Tuesday, October 13, 2009

What do you know about Saxe-Coburg and Gotha?

If you are like me your answer to the above question was--not much. We have the perfect remedy to that problem. Join us on Tues., Oct. 20 at 7:00pm in the Library Lecture Hall where Sheila Bolsover will be lecturing on the history of Saxe-Coburg and Gotha. Do not fear that this will be a dull, dry history lesson because Ms. Bolsover is known as a spirited and witty raconteur. This is a free lecture generously hosted by The Friends of the Dover Public Library. I recently interviewed Ms. Bolsover on her interest in the topic, and here is what she had to say:

How did you become interested in the region of Saxe-Coburg and Gotha?

I became interested in Sachsen Coburg und Gothen because my brother lives there. He married a German. I knew nothing about the region, until I visited him for the first time several years ago. One day we were on a bike ride around the beautiful Bavarian countryside, and he casually pointed to a beautiful building in the woods nearby and told me it was Rosenau, where Prince Albert, husband of Queen Victoria, had been brought up. Suddenly my history lessons made sense. I sat on a bench that Victoria used to sit on when she came to Coburg. In fact, she always said that she wished she was not royal because she would love to have been a hausfrau living at Rosenau. She used to go there a lot and live as an ‘ordinary’ person (Hrmph!!). Personally, I do not think that would have lasted long, not when you are used to minions doing all sorts of things for you. She stayed at the Schloss Ehrenburg in the town centre when she came to visit, as well.

There is a gothic castle on the hill overlooking Coburg (called a Veste in Deutschland), and it is not the kind of regularly shaped Norman castles we are used to in England. It is referred to as The Crown of Franconia, and when you see it from below it does look like a diadem on the top of the hill. It is very beautiful.

According to the House Law of the Duchy of Saxe-Coburg and Gotha the full title of the Duke was: We, Ernst, Duke of Saxe-Coburg and Gotha, Jülich, Cleves and Berg, also Angria and Westphalia, Landgrave in Thuringia, Margrave of Meissen, Princely Count of Henneberg, Count of the Mark and Ravensberg, Lord of Ravenstein and Tonna, et cetera. Can you give us some background on this? (I am very happy with my 3 word title!)

It is quite common for the German princes to have all kinds of lands all over Germany and each bit of land comes with a title of some sort and if not – ve maken von oop! I have just read a history of the German speaking peoples and really I am surprised that they had so much history! I thought England was the champion of that, and of course when we were at school in UK the European countries were all bundled together under the euphemism of ‘the continent’. I believe that the Almanach de Gothe was required reading in every German noble’s schoolroom every day, with tests on Friday.
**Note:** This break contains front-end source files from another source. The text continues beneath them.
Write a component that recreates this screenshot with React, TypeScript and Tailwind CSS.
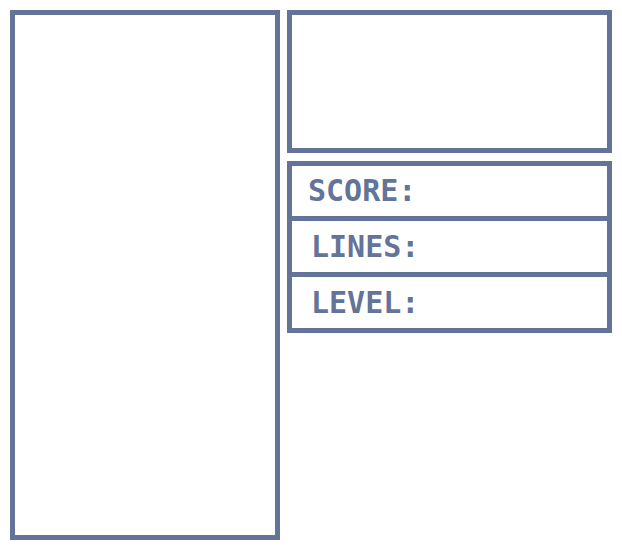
const rows = [
  { label: "SCORE:", h: "h-[55px] border-b-[5px] pl-[16px]" },
  { label: "LINES:", h: "h-[56px] border-b-[5px] pl-[19px]" },
  { label: "LEVEL:", h: "h-[51px] pl-[19px]" },
];

export default function App() {
  return (
    <div className="flex h-[550px] w-[622px] gap-[7px] bg-white p-[10px]">
      <div className="h-[530px] w-[270px] border-[5px] border-[#647499]" />
      <div className="flex w-[325px] flex-col gap-[8px]">
        <div className="h-[143px] border-[5px] border-[#647499]" />
        <div className="flex flex-col border-[5px] border-[#647499]">
          {rows.map((row) => (
            <div
              key={row.label}
              className={`flex items-center border-[#647499] ${row.h}`}
            >
              <span className="font-['DejaVu_Sans_Mono',monospace] text-[30px] font-bold leading-none text-[#647499]">
                {row.label}
              </span>
            </div>
          ))}
        </div>
      </div>
    </div>
  );
}
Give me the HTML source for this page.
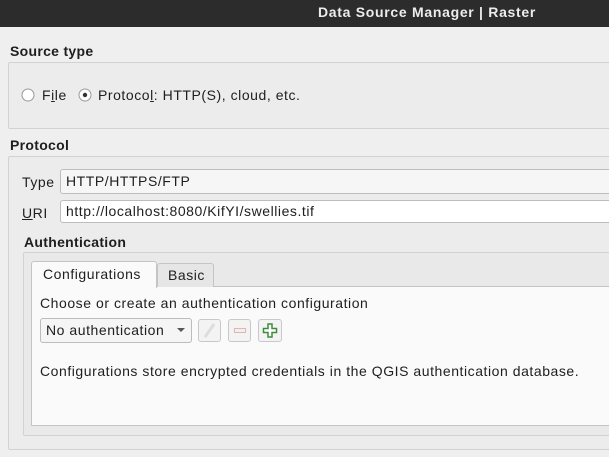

We have romanticized the marriage of Victoria and Albert, but in essence this was a business arrangement to further the power of the families concerned. Comments?

Most dynastic marriages were matters of state and if your birth was high enough, and you were female, you took what you were given. The male had a bit more wiggle room, but most marriages were to form alliances, etc. When Victoria first met the Saxe-Coburg brothers, Ernst and Albert, she was not very impressed. When Albert came to England, however, to look her over and be looked over, she fell passionately in love with him (ergo, the nine children fast and furiously). Those Victorians might have been prim and proper on the outside but shut those bedroom doors and it seems to have been a romp. In fact she was known to say that the children put quite a damper on things… Queen Victoria was the first monarch, and one of the first women, to use anaesthetic in childbirth, and it popularized it amongs the upper classes in Britain. The proletariat were still pushing and puffing the old fashioned way. Albert never loved her in quite the same way, but he was a straight arrow and did not fool around. Quite provincial in their thinking, those Germans! He was very proud of his shapely legs, and would use every opportunity to pose in tights for the edification of the sculptor, painter, and (presumably) Vicky.

Poor Albert died when he was 42 and Victoria wore black for the rest of her life. She still visited her cousins in Coburg, and stayed in the Schloss Ehrenberg in town and at Rosenau. The guide pointed out to me the spot on the carriageway where she would always stop for a last, longing look back at the Schloss.

1 comment:

  1. Anonymous4:51 PM

    Boy, that Sheila sounds like a hoot! I'll certainly be at the program next Tuesday night to hear her!